Most employers share a concern that employees may be disloyal.

Disloyalty of course spans a wide spectrum, from merely intentionally

failing to perform tasks, accepting benefits personally that rightfully

belongs to the employer, to dishonesty and theft. Disloyalty can also

follow an employee who leaves the employer's employment taking with him as

much business as he can along with what the employer considers proprietary

and confidential information.

What then can an employer do to guard against this possibility?



First let's review what consequences a disloyal employee can expect.

Federal courts apply what they believe to be the law of the state as

annunciated by the states highest court. A Federal Court in New York court

therefore found itself addressing what it believes is the law in New York.

The facts of the case [Phansalkar v Andersen Weinroth & Co., LP] need not

be reviewed.

The court held that New York's faithless servant doctrine requires an

employee to forfeit all compensation received after his first disloyal act.

New York's law regarding the disloyal or faithless employee is grounded on

the law of agency. An agent is obligated to be loyal to his employer and

prohibited from acting in any manner inconsistent with his agency or trust

and is at all times bound to exercise the utmost good faith and loyalty in

the performance of his duties. This covers salaried as well as commission

employees. The employer is entitled to return of salary, compensation or

commission paid, and it does not matter that the services were beneficial

to the employer or that the employer suffered no provable damages as a

result of the breach of fidelity by the agent employee.

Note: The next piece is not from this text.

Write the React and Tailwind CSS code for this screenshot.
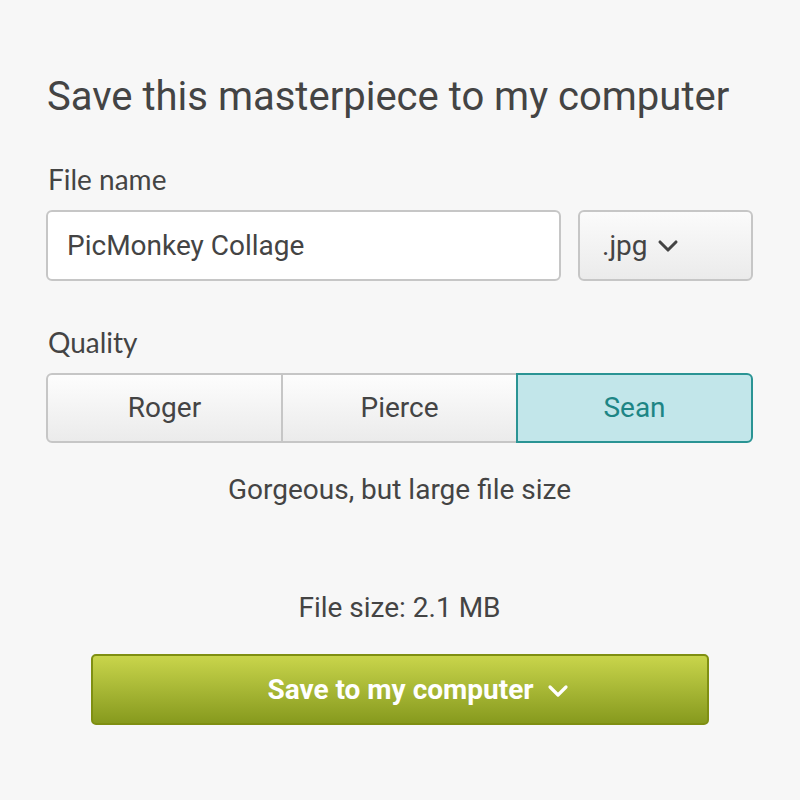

New York's policy developed over a century ago. The first decision held

that a disloyal employee forfeits promised compensation only when the

misconduct and unfaithfulness substantially violates the contract of

service and permeates the employee's service in its most material and

substantial part. Disloyalty would not be substantial where it was a single

act or where the employer knew of or tolerated the behavior. Later a second

standard developed, where the agent employee was said to owe the highest

good faith duty to the employer, and if he acts adversely in any part of

the transaction, or omits to disclose any interest which would naturally

influence his conduct in dealing with the subject of the employment, it

amounts to such fraud upon the employer as to forfeit any right to

compensation for services.

Thus, the Second Circuit concludes that New York maintains a strict rule

against limiting a faithless servants forfeiture, and misconduct by an

employee that rises to the level of a breach of duty of loyalty or good

faith is sufficient to warrant forfeiture. The law is clear that an

employee is prohibited from acting in any manner inconsistent with his

agency or trust.






Absent an agreement from the employer, an employee who makes a profit or

receives a benefit in connection with transactions conducted by him on

behalf of his employer is under a duty to give such profit or benefit to

his employer, whether or not is was received by the employee in violation

of his duty of loyalty.

There is an exception to total forfeiture.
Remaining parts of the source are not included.